### Work instructions:
Where a line of the listing below includes the word "page", reproduce that line.

### Provided data:

►

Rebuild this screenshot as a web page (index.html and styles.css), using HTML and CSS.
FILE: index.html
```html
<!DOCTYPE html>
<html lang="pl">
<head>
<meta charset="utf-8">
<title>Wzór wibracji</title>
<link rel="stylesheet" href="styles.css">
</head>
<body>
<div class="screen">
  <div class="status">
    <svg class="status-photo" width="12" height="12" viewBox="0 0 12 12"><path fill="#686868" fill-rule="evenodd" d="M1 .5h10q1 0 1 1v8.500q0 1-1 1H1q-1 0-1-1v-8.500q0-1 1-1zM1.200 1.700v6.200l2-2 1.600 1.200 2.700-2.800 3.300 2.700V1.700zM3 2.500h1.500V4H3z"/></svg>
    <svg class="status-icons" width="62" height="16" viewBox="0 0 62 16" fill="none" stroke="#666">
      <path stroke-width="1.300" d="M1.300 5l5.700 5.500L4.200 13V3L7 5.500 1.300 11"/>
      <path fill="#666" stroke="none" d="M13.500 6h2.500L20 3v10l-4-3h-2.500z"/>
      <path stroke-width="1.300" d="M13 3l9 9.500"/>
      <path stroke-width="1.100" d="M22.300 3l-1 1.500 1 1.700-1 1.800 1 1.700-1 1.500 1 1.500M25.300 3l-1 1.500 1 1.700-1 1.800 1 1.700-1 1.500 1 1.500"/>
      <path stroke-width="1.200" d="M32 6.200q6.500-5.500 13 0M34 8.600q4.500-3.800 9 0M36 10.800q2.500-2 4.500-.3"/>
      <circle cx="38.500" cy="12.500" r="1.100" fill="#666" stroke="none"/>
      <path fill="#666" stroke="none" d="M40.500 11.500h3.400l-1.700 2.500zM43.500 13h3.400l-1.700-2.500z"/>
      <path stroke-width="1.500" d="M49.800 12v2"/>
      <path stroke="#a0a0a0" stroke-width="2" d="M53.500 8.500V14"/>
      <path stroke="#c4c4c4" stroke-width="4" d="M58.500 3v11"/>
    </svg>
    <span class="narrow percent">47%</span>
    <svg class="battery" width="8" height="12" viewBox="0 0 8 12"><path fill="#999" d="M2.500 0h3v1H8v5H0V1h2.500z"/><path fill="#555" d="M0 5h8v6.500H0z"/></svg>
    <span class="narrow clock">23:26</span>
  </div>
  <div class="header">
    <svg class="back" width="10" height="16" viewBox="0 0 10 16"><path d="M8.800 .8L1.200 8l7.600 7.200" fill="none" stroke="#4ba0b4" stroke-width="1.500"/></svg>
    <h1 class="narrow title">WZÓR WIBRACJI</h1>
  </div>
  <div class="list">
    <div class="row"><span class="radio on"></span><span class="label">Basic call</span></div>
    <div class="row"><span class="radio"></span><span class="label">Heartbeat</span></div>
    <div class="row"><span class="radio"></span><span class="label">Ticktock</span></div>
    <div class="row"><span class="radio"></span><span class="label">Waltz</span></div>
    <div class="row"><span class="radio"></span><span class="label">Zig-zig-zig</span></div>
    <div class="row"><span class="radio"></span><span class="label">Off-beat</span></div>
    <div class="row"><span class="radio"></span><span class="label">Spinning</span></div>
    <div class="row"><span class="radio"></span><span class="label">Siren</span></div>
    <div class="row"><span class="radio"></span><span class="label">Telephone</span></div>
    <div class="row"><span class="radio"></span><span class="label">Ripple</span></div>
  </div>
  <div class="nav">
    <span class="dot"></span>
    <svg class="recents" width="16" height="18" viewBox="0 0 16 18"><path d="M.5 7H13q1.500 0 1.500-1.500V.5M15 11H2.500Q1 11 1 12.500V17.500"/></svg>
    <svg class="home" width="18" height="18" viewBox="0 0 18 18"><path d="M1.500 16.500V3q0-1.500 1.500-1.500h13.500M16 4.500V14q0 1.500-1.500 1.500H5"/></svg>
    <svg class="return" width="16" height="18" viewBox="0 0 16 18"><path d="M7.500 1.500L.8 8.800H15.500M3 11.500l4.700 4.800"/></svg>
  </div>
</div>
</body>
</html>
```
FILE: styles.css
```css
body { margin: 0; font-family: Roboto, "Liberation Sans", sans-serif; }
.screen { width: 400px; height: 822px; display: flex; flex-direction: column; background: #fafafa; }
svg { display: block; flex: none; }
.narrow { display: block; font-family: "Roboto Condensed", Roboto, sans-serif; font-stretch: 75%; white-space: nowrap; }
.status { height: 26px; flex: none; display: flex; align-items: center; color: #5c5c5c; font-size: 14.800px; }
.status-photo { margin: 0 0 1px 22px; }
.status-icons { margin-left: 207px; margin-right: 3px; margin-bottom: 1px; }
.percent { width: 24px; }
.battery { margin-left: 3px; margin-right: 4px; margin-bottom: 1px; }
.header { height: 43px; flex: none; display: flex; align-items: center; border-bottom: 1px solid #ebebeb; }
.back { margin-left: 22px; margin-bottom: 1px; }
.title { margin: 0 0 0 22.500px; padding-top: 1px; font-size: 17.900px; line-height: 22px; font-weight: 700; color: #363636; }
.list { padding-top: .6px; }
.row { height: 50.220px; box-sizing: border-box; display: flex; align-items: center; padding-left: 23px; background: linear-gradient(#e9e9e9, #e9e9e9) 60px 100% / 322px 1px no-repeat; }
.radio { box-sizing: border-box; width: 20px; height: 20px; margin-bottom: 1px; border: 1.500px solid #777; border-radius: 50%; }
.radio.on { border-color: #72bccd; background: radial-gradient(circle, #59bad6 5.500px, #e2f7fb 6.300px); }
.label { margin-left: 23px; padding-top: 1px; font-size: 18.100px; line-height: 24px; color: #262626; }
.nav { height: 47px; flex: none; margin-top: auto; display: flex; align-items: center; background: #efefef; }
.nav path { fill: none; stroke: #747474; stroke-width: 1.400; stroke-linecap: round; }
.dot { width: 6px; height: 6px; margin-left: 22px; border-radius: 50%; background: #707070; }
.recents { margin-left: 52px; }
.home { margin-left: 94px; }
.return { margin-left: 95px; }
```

◄
►

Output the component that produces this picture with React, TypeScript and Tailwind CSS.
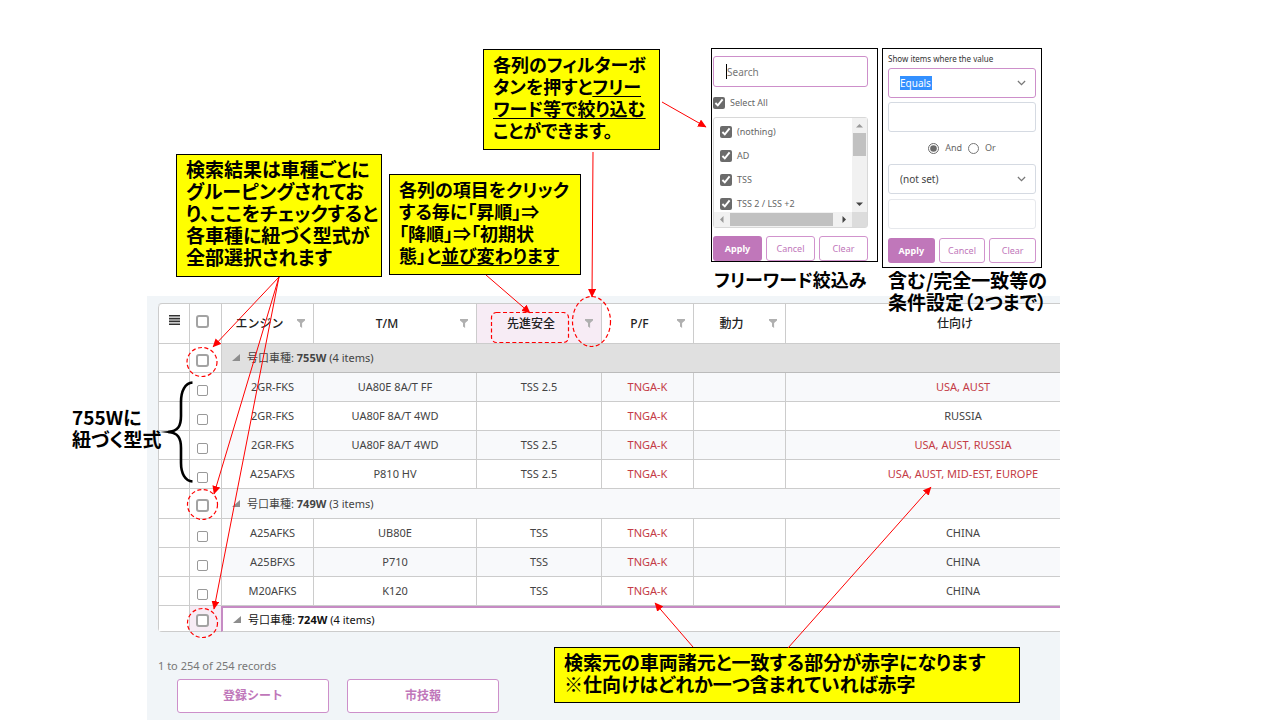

◄
►

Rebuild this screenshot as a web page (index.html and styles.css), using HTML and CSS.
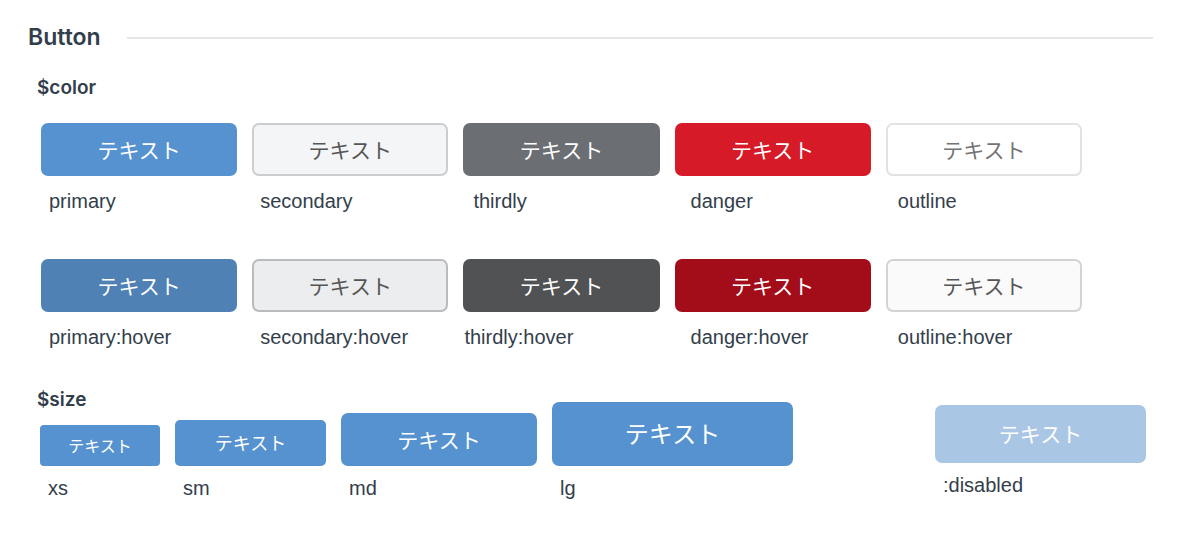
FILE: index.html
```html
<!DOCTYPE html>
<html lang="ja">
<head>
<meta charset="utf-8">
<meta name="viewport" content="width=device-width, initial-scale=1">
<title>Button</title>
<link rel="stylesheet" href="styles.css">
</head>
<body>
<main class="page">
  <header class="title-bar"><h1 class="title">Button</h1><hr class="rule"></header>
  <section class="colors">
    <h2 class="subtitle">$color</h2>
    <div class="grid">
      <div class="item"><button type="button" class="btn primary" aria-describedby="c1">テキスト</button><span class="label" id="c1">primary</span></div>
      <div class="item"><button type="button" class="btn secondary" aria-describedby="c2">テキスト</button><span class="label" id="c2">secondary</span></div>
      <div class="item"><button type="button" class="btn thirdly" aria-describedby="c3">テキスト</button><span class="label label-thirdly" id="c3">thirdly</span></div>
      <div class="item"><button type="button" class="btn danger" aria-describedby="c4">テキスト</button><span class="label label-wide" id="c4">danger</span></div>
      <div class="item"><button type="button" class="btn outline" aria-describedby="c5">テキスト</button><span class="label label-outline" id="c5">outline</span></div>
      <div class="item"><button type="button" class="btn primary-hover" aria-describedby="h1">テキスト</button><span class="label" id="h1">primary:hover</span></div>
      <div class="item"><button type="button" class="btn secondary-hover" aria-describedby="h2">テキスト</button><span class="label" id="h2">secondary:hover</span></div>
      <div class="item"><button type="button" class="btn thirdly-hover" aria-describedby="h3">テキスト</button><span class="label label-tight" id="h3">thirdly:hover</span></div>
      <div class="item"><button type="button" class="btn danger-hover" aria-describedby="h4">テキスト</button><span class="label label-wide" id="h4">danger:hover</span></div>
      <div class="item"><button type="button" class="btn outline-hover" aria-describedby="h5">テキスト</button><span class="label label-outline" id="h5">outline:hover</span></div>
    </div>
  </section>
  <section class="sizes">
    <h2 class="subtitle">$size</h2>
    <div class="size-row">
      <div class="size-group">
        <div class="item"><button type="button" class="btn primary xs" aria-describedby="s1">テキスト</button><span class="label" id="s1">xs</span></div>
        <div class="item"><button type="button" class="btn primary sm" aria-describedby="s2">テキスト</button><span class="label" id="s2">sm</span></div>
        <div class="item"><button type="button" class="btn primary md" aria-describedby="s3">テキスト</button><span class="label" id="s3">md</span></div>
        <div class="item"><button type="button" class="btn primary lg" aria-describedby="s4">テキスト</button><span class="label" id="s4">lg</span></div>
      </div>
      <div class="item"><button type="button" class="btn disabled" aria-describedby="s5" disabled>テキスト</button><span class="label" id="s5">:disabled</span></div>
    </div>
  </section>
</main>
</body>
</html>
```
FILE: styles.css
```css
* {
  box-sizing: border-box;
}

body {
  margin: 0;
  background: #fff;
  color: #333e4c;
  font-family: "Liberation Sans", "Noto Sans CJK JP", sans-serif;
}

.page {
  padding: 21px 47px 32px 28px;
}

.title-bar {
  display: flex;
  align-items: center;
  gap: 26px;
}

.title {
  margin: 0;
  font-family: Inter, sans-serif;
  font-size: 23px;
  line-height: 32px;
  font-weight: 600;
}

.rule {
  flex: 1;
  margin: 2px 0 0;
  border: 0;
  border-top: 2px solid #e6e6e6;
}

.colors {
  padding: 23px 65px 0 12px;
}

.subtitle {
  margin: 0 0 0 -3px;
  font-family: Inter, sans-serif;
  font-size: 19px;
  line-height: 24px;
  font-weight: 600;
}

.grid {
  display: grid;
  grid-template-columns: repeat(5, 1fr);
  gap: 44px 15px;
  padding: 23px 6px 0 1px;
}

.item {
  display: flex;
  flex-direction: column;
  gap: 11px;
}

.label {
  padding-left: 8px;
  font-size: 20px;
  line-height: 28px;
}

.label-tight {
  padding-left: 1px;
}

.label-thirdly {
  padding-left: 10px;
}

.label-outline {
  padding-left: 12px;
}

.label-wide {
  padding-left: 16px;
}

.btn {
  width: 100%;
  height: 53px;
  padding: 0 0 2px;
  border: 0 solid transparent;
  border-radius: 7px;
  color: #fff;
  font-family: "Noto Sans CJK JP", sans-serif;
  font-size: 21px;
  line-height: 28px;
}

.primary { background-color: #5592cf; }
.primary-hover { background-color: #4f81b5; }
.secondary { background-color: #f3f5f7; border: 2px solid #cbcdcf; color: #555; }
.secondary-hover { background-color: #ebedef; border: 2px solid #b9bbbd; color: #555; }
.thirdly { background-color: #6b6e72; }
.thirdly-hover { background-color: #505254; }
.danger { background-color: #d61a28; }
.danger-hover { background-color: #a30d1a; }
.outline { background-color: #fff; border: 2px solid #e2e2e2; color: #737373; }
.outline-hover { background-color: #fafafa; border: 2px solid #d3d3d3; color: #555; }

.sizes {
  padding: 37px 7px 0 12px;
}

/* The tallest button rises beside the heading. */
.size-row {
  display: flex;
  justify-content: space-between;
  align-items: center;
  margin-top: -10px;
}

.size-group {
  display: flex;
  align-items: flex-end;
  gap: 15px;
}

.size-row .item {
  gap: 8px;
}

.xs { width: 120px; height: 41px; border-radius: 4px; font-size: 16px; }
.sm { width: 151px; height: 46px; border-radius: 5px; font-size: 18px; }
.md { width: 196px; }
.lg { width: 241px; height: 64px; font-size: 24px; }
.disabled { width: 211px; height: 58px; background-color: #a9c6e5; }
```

◄

### Final result:
Rebuild this screenshot as a web page (index.html and styles.css), using HTML and CSS.
Rebuild this screenshot as a web page (index.html and styles.css), using HTML and CSS.
<main class="page">
.page {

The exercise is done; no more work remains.